Public: It helped us win the Cold War, didn’t it?

Runes: Uh…

Public: I have to go now. My unicorn is here.

Thursday, July 31, 2008

If I Play My Cards Right, I'll Have $5 In No Time

I work with a good mix of people--Democrats and Republicans, religious and non-religious, left-brained and right-brained. I don't have a clue what most of them do when they leave the office. Some go home to their families, some go home to their pets, some go home to their fix-it projects. I think there are some that don't actually leave the office, so in that case I don't know what they do when I'm not there.

At least one of them, it would seem, listens to a lot of talk radio while thumbing through the latest interpretation of the Revelation. A friend of mine has it on good authority that someone in our office is convinced that Barack Obama is the antichrist.

(My friend's source is a former co-worker who refused to reveal the name of this deep political thinker--whether to protect him or her from humiliation or just to drive the rest of us nuts, I don't know.)

I've heard some crazy-ass ideas in my time (the concept of an antichrist at all strikes me as pretty goofy), but this one is particularly asinine when you take a close look at the self-professed Christian who's been in the White House for lo these many long years. Would Jesus have cozied up to the rich? Would Jesus have lied to his followers? Would Jesus have invaded a sovereign nation and killed a half a million of its residents? George Bush has done all these things, and he's proud of it.

So now I'm wondering this: If Obama is, as my mysterious co-worker and probably countless other yahoos believe, the antichrist, then what the hell does that make George Bush? What's worse than the antichrist in Christian mythology? Anything?

I finally decided that if Obama is the antichrist, George Bush must be the guy who makes the antichrist seem like an OK fella.

And then I decided that would be the first t-shirt on the virtual t-shirt rack at The Electron Runes Emporium, a shop at Cafe Press. The link is over yonder in the left column, and I figure if every Runes reader buys one of these shirts, I'll have an extra five bucks in my pocket in no time. Hot dang.
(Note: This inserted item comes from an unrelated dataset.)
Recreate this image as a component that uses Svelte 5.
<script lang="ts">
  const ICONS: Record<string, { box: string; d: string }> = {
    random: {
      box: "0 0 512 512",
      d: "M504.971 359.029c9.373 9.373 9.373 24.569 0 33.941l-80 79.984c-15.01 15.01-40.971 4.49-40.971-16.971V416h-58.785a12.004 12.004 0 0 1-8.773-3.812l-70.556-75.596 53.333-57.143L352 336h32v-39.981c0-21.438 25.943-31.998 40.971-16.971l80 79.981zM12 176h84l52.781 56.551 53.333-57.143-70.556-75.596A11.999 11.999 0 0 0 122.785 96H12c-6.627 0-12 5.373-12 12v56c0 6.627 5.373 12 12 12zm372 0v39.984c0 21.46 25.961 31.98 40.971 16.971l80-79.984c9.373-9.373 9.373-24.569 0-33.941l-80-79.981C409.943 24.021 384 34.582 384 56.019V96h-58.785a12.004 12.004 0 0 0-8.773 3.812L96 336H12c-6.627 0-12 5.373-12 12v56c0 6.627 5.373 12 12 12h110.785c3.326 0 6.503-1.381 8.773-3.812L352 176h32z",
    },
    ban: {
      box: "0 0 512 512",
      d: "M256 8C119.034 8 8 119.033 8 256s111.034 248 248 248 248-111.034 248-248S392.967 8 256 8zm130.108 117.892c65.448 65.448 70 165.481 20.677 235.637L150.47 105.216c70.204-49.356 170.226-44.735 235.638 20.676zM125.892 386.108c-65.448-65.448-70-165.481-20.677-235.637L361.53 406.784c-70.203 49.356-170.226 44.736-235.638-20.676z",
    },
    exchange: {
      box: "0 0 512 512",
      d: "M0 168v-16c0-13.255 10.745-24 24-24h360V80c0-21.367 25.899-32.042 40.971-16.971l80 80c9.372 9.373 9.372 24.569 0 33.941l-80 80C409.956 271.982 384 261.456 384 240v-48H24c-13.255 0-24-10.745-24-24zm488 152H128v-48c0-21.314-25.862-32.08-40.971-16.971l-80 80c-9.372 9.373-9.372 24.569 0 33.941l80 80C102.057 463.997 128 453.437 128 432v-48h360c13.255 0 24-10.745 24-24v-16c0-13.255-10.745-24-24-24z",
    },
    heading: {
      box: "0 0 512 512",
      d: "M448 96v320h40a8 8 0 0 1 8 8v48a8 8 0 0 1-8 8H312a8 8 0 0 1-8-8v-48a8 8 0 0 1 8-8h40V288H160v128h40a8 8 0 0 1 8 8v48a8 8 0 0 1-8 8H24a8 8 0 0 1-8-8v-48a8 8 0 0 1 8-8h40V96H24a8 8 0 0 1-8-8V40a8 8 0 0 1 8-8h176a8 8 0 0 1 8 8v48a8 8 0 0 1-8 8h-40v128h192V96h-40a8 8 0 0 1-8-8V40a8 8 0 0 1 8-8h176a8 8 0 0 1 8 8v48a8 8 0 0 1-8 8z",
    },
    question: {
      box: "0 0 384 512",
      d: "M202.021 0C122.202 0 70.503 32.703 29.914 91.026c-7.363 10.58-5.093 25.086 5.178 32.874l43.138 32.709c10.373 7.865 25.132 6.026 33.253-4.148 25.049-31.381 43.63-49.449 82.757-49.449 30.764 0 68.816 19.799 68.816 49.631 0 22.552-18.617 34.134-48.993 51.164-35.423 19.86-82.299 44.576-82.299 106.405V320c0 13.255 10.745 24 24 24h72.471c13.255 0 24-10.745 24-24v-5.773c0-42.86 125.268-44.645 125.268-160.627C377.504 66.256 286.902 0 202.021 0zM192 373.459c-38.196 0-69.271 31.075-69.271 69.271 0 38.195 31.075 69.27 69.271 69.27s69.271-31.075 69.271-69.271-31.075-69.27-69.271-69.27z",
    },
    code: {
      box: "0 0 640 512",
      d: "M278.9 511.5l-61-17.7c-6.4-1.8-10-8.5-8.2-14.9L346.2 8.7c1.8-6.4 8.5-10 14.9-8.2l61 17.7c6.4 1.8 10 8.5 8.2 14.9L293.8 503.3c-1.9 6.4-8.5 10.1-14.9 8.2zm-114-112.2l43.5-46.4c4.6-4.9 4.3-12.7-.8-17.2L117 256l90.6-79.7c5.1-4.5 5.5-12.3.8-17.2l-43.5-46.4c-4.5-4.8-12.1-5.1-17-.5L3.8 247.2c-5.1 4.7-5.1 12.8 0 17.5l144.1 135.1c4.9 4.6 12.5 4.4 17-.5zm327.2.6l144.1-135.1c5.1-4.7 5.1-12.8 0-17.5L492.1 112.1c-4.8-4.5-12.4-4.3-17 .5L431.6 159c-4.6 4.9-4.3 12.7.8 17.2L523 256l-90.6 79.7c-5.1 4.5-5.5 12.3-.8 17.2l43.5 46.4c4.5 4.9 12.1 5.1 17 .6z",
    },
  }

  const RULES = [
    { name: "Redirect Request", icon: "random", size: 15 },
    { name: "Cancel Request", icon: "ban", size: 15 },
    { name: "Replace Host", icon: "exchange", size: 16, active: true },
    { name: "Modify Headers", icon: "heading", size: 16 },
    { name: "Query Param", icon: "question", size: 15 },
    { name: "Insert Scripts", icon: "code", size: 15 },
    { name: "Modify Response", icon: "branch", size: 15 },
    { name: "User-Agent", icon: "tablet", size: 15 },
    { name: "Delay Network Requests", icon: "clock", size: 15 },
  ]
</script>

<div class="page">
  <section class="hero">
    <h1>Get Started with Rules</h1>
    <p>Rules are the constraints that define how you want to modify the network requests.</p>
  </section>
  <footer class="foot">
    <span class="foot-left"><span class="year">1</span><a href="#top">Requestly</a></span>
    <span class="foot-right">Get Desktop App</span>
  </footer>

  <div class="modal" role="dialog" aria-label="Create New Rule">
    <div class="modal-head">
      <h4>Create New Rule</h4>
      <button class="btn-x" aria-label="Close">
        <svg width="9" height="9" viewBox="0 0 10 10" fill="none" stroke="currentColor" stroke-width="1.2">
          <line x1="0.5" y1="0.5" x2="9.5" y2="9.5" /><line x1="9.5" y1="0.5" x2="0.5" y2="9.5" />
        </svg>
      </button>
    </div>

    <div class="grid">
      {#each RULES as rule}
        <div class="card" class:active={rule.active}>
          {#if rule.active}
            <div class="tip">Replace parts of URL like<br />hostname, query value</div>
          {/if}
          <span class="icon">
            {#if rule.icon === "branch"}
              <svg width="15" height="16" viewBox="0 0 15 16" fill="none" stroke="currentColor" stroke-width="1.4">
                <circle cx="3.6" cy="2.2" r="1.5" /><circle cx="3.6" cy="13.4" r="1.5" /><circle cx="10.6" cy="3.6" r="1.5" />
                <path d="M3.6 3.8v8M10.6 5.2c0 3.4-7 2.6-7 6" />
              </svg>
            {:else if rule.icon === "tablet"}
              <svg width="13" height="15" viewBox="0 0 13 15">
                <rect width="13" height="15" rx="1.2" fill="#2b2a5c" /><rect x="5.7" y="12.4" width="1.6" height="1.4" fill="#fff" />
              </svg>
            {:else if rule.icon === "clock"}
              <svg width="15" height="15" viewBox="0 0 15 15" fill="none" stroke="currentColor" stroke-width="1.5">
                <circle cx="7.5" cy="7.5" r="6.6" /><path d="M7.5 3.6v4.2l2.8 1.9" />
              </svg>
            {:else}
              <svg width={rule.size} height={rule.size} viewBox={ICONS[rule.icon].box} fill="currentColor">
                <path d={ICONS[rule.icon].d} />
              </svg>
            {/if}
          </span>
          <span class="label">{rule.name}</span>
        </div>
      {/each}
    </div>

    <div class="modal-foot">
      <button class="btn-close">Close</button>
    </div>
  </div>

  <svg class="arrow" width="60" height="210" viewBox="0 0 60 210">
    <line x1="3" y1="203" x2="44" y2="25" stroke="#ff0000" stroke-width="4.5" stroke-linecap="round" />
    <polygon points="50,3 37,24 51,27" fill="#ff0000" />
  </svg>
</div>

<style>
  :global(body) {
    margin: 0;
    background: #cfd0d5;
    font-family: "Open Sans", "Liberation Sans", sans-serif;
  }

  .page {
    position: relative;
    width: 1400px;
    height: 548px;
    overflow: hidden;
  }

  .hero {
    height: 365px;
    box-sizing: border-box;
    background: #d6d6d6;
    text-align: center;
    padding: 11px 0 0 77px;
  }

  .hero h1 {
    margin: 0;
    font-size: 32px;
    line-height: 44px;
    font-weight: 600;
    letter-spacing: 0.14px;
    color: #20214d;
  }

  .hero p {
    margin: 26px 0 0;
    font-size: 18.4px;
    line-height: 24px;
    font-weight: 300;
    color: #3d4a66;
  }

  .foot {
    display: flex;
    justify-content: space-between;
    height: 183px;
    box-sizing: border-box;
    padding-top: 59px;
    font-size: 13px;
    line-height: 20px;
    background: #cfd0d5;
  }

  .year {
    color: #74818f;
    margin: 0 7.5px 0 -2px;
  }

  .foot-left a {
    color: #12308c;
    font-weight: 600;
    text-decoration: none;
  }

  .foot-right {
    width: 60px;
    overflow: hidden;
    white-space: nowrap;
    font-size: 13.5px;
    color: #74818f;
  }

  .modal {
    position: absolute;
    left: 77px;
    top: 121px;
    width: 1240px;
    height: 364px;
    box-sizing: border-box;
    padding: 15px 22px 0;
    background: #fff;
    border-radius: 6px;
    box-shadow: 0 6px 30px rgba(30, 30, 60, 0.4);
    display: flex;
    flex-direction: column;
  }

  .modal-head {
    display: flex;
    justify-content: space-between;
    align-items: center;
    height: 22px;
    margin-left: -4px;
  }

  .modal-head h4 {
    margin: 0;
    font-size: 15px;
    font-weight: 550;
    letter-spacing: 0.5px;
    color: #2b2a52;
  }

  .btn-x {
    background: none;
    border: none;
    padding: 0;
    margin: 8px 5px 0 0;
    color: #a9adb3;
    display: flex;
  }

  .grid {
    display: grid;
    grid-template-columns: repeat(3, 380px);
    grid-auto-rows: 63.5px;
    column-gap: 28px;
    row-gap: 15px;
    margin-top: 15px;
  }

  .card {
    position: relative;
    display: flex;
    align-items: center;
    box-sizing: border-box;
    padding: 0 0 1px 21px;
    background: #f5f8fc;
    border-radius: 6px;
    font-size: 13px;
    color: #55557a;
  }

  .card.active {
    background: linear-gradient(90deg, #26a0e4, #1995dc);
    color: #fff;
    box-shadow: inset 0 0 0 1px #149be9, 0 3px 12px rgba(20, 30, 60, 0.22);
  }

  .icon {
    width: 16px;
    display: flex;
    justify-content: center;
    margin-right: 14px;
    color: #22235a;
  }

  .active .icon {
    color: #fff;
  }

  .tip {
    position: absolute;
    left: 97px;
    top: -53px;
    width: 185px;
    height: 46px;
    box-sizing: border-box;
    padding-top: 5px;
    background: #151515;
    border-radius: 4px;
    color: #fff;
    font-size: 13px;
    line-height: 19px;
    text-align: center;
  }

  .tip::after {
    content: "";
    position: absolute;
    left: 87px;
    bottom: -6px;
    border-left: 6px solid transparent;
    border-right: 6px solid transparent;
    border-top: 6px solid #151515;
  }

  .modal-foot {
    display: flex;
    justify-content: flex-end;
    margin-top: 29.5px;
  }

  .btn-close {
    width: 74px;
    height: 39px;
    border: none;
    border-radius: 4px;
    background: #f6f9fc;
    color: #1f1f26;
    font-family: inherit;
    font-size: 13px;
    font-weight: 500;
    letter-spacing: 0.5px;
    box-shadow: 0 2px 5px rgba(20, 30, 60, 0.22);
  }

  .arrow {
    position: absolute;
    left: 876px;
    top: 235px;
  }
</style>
I'll add some inventory by and by. Right now this shirt is the only thing available--although it does come in a variety of styles, sleeve lengths, and colors.

Antichrist. Oh, brother.

Sunday, July 27, 2008

Bad Day in the Blogosphere

Tonight I was all set to write about my 30-year high school reunion, but I was distracted by a column in the Register called Blogosphere’s Best, the title of which might lead someone to believe that the excerpts therein represented some of the smartest and most insightful writing on the internet.

And maybe normally that’s the case. Maybe today the Blogosphere’s Best editor was up against a hellish deadline.
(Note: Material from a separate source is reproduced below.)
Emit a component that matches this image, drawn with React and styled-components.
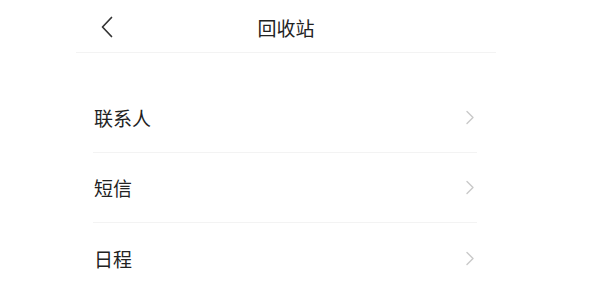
import React from 'react';
import styled, { createGlobalStyle } from 'styled-components';

const GlobalStyle = createGlobalStyle`
  body {
    margin: 0;
    background: #fff;
    font-family: "Noto Sans CJK SC", "Noto Sans", sans-serif;
    color: #222;
  }
`;

const Page = styled.div`
  width: 420px;
  margin-left: 76px;
`;

const Header = styled.header`
  position: relative;
  height: 52px;
  display: flex;
  align-items: center;
  justify-content: center;
  border-bottom: 1px solid #f3f3f3;
`;

const BackButton = styled.button`
  position: absolute;
  left: 20px;
  top: 15px;
  width: 22px;
  height: 24px;
  padding: 0;
  border: 0;
  background: none;
  display: flex;
  align-items: center;
  justify-content: center;
`;

const Title = styled.h1`
  margin: 0;
  font-size: 19px;
  font-weight: 400;
  color: #222;
  line-height: 1;
  padding-top: 3px;
`;

const List = styled.ul`
  list-style: none;
  margin: 30px 19px 0 17px;
  padding: 0;
`;

const Row = styled.li`
  height: 70px;
  display: flex;
  align-items: center;
  justify-content: space-between;
  padding-right: 2px;
  border-bottom: ${(p) => (p.$last ? 'none' : '1px solid #f3f3f3')};
  box-sizing: border-box;
`;

const Label = styled.span`
  font-size: 19px;
  color: #222;
  line-height: 1;
  padding-left: 1px;
`;

const Chevron = ({ color = '#c9c9c9', w = 10, h = 15, sw = 1.4 }) => (
  <svg width={w} height={h} viewBox="0 0 10 15" fill="none">
    <path d="M2 1.5 L8 7.5 L2 13.5" stroke={color} strokeWidth={sw} strokeLinecap="round" strokeLinejoin="round" />
  </svg>
);

const BackIcon = () => (
  <svg width="14" height="22" viewBox="0 0 14 22" fill="none">
    <path d="M11.5 1.5 L2.5 11 L11.5 20.5" stroke="#333" strokeWidth="1.7" strokeLinecap="round" strokeLinejoin="round" />
  </svg>
);

const items = ['联系人', '短信', '日程'];

export default function App() {
  return (
    <Page>
      <GlobalStyle />
      <Header>
        <BackButton aria-label="返回">
          <BackIcon />
        </BackButton>
        <Title>回收站</Title>
      </Header>
      <List>
        {items.map((item, i) => (
          <Row key={item} $last={i === items.length - 1}>
            <Label>{item}</Label>
            <Chevron />
          </Row>
        ))}
      </List>
    </Page>
  );
}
That’s the only explanation I can find for this blurb, which they found on a website called Rhymes With Right:

You know all that stuff that we’ve been hearing from the Obamabots [about the Iraq war]? Well, they become fair game on January 20, 2009, if Barack Obama wins the election. After all, it will then be President Obama’s war, and by their own logic, it will be his supporters who have a moral obligation to go fight while those who voted against him stay home and engage in a higher form of patriotism—“dissent” designed to undercut the lawfully elected president, demoralize the military, and provide aid and comfort to the enemies of America.

I’m already looking forward to Operation Yellow Donkey, calling out all the college Democrats for not dropping out and signing up in the first 30 days of the Obama administration.
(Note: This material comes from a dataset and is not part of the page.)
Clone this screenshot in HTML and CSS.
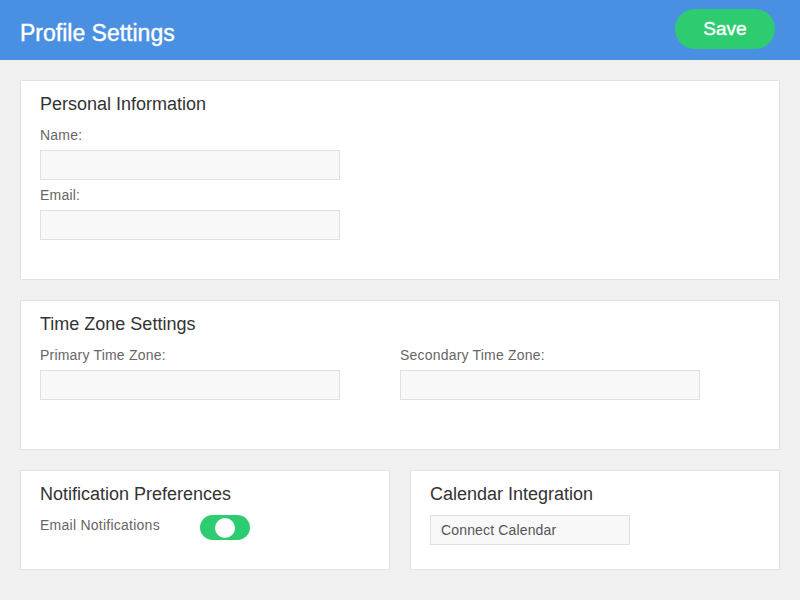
FILE: index.html
```html
<!DOCTYPE html>
<html lang="en">
<head>
<meta charset="utf-8">
<title>Profile Settings</title>
<link rel="stylesheet" href="styles.css">
</head>
<body>
<header class="topbar">
  <h1 class="topbar-title">Profile Settings</h1>
  <button class="save-btn" type="button">Save</button>
</header>
<main class="content">
  <section class="card card-personal">
    <h2 class="card-title">Personal Information</h2>
    <div class="field">
      <label class="field-label" for="name">Name:</label>
      <input class="text-input" id="name" type="text">
    </div>
    <div class="field">
      <label class="field-label" for="email">Email:</label>
      <input class="text-input" id="email" type="email">
    </div>
  </section>
  <section class="card card-timezone">
    <h2 class="card-title">Time Zone Settings</h2>
    <div class="tz-grid">
      <div class="field">
        <label class="field-label" for="tz1">Primary Time Zone:</label>
        <input class="text-input" id="tz1" type="text">
      </div>
      <div class="field">
        <label class="field-label" for="tz2">Secondary Time Zone:</label>
        <input class="text-input" id="tz2" type="text">
      </div>
    </div>
  </section>
  <div class="bottom-row">
    <section class="card card-small">
      <h2 class="card-title card-title-tight">Notification Preferences</h2>
      <div class="toggle-row">
        <span class="toggle-label">Email Notifications</span>
        <span class="toggle" role="switch" aria-checked="true"><span class="toggle-knob"></span></span>
      </div>
    </section>
    <section class="card card-small">
      <h2 class="card-title card-title-tight">Calendar Integration</h2>
      <button class="connect-btn" type="button">Connect Calendar</button>
    </section>
  </div>
</main>
</body>
</html>
```
FILE: styles.css
```css
* { box-sizing: border-box; }

html, body {
  margin: 0;
  padding: 0;
}

body {
  background: #f0f0f0;
  font-family: "Liberation Sans", Arial, Helvetica, sans-serif;
  color: #333;
  width: 800px;
  height: 600px;
  overflow: hidden;
}

.topbar {
  height: 60px;
  background: #4a90e2;
  display: flex;
  align-items: center;
  justify-content: space-between;
  padding: 0 25px 0 20px;
}

.topbar-title {
  margin: 5px 0 0 0;
  font-size: 23px;
  line-height: 28px;
  font-weight: normal;
  color: #fff;
  -webkit-text-stroke: 0.4px #fff;
}

.save-btn {
  width: 100px;
  height: 40px;
  margin-bottom: 2px;
  border: none;
  border-radius: 20px;
  background: #2ecc71;
  color: #fff;
  font-family: inherit;
  font-size: 19px;
  font-weight: normal;
  -webkit-text-stroke: 0.4px #fff;
  padding: 0;
}

.content {
  padding: 20px;
  display: flex;
  flex-direction: column;
  gap: 20px;
}

.card {
  background: #fff;
  border: 1px solid #e2e2e2;
  padding: 13px 19px 0 19px;
}

.card-personal { height: 200px; }
.card-timezone { height: 150px; }
.card-small { height: 100px; }

.card-title {
  margin: 0 0 13px 0;
  font-size: 18px;
  line-height: 20px;
  font-weight: normal;
  color: #333;
}

.card-title-tight { margin-bottom: 11px; }

.field { margin-bottom: 7px; }

.field-label {
  display: block;
  font-size: 14px;
  line-height: 16px;
  letter-spacing: 0.2px;
  color: #666;
  margin-bottom: 7px;
}

.text-input {
  display: block;
  width: 300px;
  height: 30px;
  margin: 0;
  background: #f8f8f8;
  border: 1px solid #e0e0e0;
  border-radius: 0;
  outline: none;
}

.tz-grid {
  display: grid;
  grid-template-columns: 1fr 1fr;
}

.bottom-row {
  display: grid;
  grid-template-columns: 1fr 1fr;
  gap: 20px;
}

.toggle-row {
  display: flex;
  align-items: flex-start;
}

.toggle-label {
  width: 160px;
  margin-top: 2px;
  font-size: 14px;
  line-height: 16px;
  letter-spacing: 0.25px;
  color: #666;
}

.toggle {
  width: 50px;
  height: 25px;
  border-radius: 12.5px;
  background: #2ecc71;
  display: flex;
  align-items: center;
  justify-content: center;
}

.toggle-knob {
  width: 20px;
  height: 20px;
  border-radius: 50%;
  background: #fff;
}

.connect-btn {
  display: block;
  width: 200px;
  height: 30px;
  margin: 0;
  padding: 0 10px;
  text-align: left;
  background: #f8f8f8;
  border: 1px solid #e0e0e0;
  border-radius: 0;
  font-family: inherit;
  font-size: 14px;
  letter-spacing: 0.15px;
  color: #555;
}
```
No, I’m serious. That’s what it said.

This is what happens when people dig in their heels and refuse to acknowledge that the invasion and occupation of Iraq was a rather colossal mistake by a rather poor president. It messes up their critical thinking skills. For starters, only the willfully ignorant will be calling the occupation of Iraq “President Obama’s war” after his inauguration. It might well be one of the many piles of poop the Poor Dope leaves for the next president to clean up, but on no account will it become the next president’s war. As the late great George Carlin once said, “Two guys on an elevator and one of them farts, everybody knows who did it.”

No amount of air freshener will ever clean the stench of Iraq away from George W. Bush. And by the way, pardon me for the scatological turn that last paragraph took.

Second, I’m pretty sure that someone has given the writer of Rhymes With Right a joke definition of “chicken hawk.” The word itself isn’t used in this passage, but he’s dancing all around it as if he wants to think he believes he knows what it means. When he says he expects college Democrats to drop out and enlist, he seems to be under the impression that that’s some sort of witty “turnabout is fair play” observation. (And he even attempts to back it up with the phrase “by their own logic,” which is utterly nonsensical.)

Let’s see if we can’t clear it up for this writer. First, it was college-age Republicans who were chided in liberal blogs over the past five years for loudly proclaiming their support for the invasion—as long as they weren’t asked to go take part in the fighting. Like their hero Dick Cheney, they all had better things to do. Second, college-age Democrats who have always supported getting the hell out of Iraq aren’t suddenly going to turn hawkish just because some right-wing blogger wants to call the occupation “President Obama’s war.”

I’m also trying to figure out which “lawfully elected president” this blogger is referring to. It’s been a while since we had one.